Earlier, they had maintained that Thomas was being prosecuted for statements she made on the internet that should be protected under her First Amendment rights.

Gaughan offered little explanation Tuesday for the about-face.

"It was Ms. Thomas' decision after careful consideration of this case," she said. "She's accepted full responsibility for her behavior and conduct. She looks forward to putting this behind her and being a mother to her two young children."

Assistant U.S. Attorney Jennifer A. Williams declined to comment after the hearing.

When and how Thomas became radicalized remains unclear.

Through months of court proceedings, glimpses of her private life emerged, but there was little to explain why she would agree to leave behind 7- and 9-year-old daughters so she could die for ISIS.

As FBI agents arrived at her North Philadelphia house to arrest her in April 2015, they found her cooking breakfast for the children.

Thomas was born in Pittsburgh but came to Philadelphia as an infant. She was raised here, has local family ties, and has lived in the same house with her mother for a decade.

Before her arrest, she had been unemployed for a few years but previously worked as a home health-care aide, like her mother.

According to a plea memo filed Tuesday with the court, Thomas was circulating terrorist propaganda, under the online monikers Fatayat Al Khilafah and YoungLioness, as early as August 2013.

One of her early postings on Twitter pictured a young boy holding weapons. The caption read: "Ask yourselves, while this young man is holding magazines for the Islamic state, what are you doing for it? #ISIS."

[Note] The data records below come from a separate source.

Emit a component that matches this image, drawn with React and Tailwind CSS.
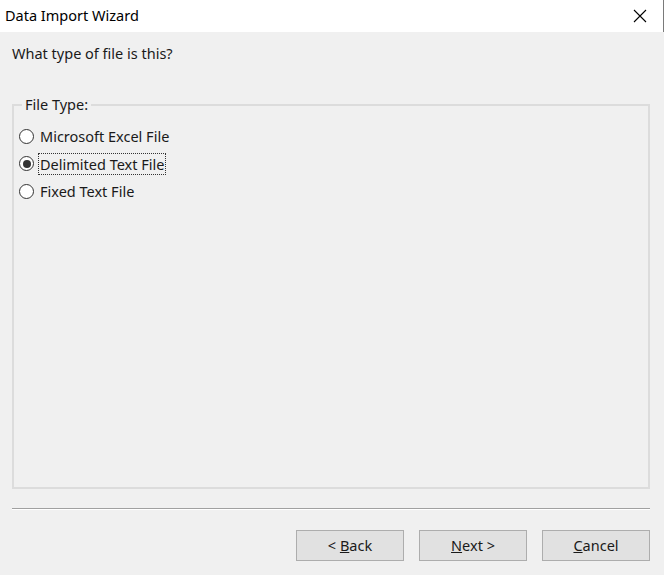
import { useState } from 'react';

const options = ['Microsoft Excel File', 'Delimited Text File', 'Fixed Text File'];

const Radio = ({ checked }) => (
  <span className="w-[15px] h-[15px] rounded-full border border-[#333333] bg-white flex items-center justify-center shrink-0">
    {checked && <span className="w-[8px] h-[8px] rounded-full bg-[#333333]" />}
  </span>
);

const Button = ({ children }) => (
  <button className="w-[108px] h-[31px] border border-[#adadad] bg-[#e1e1e1] text-[14.5px] text-[#1a1a1a] flex items-center justify-center">
    <span>{children}</span>
  </button>
);

export default function App() {
  const [selected, setSelected] = useState(1);

  return (
    <div
      className="w-[664px] h-[575px] bg-[#f0f0f0] flex flex-col text-[#1a1a1a]"
      style={{ fontFamily: '"Noto Sans", "Open Sans", sans-serif' }}
    >
      {/* title bar */}
      <div className="h-[32px] bg-white flex items-center border-r border-[#7a7a7a]">
        <span className="pl-[5px] text-[14.5px] text-black flex-1">Data Import Wizard</span>
        <svg width="14" height="14" viewBox="0 0 14 14" className="mr-[16px]">
          <path d="M1 1 L13 13 M13 1 L1 13" stroke="#000" strokeWidth="1.1" />
        </svg>
      </div>

      <div className="flex-1 flex flex-col px-[12px] pr-[14px]">
        <p className="text-[14.5px] mt-[10px] leading-[22px]">What type of file is this?</p>

        {/* group box */}
        <div className="relative mt-[40px] h-[385px] border-2 border-[#dcdcdc]">
          <span className="absolute -top-[12px] left-[8px] px-[3px] bg-[#f0f0f0] text-[14.5px] leading-[20px]">
            File Type:
          </span>
          <div className="flex flex-col gap-[5.5px] pt-[19px] pl-[5px]">
            {options.map((o, i) => (
              <label
                key={o}
                onClick={() => setSelected(i)}
                className="flex items-center gap-[4px] h-[22px] cursor-default"
              >
                <Radio checked={selected === i} />
                <span
                  className={`text-[14.5px] leading-[20px] px-[1px] border border-dotted ${
                    selected === i ? 'border-[#333333]' : 'border-transparent'
                  }`}
                >
                  {o}
                </span>
              </label>
            ))}
          </div>
        </div>

        {/* separator */}
        <div className="mt-[19px] h-[2px] border-t border-[#a0a0a0] border-b border-b-white" />

        <div className="mt-[20px] flex justify-end gap-[15px]">
          <Button>&lt; <span className="underline">B</span>ack</Button>
          <Button><span className="underline">N</span>ext &gt;</Button>
          <Button><span className="underline">C</span>ancel</Button>
        </div>
      </div>
    </div>
  );
}
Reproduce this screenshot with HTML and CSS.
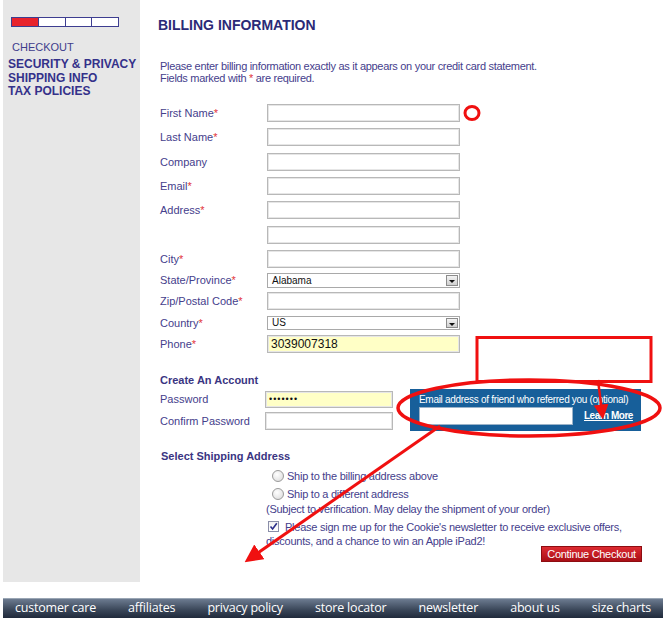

Another, posted in April 2014, contained images of a skull, flames, and a gun. Thomas purportedly wrote: "I need a permanent vacation that can only mean one thing." Another Twitter user, court filings say, responded with a word that means "martyrdom."

At some point, Thomas' plans went beyond simply voicing support for terror groups online. She communicated directly with a radical Jamaican cleric, Sheikh Abdullah el-Faisal, and sought his assistance in finding a jihadist to marry.

She later struck up a relationship with Abu Khalid al-Amriki, an ISIS recruit newly arrived in the organization's Syrian headquarters, and married the man in a ceremony conducted over Skype.

When Amriki contacted her in February 2015 to ask whether she was willing to take part in a suicide attack, Thomas responded: "That would be amazing. . . . A girl can only wish."

Thomas has remained in custody since her arrest last year, five days after she missed a flight she had booked to Barcelona, Spain, with plans to travel from there to Syria. Amriki is believed to have been killed last year.

Thomas faces up to 15 years in prison at a sentencing hearing scheduled for Jan. 17.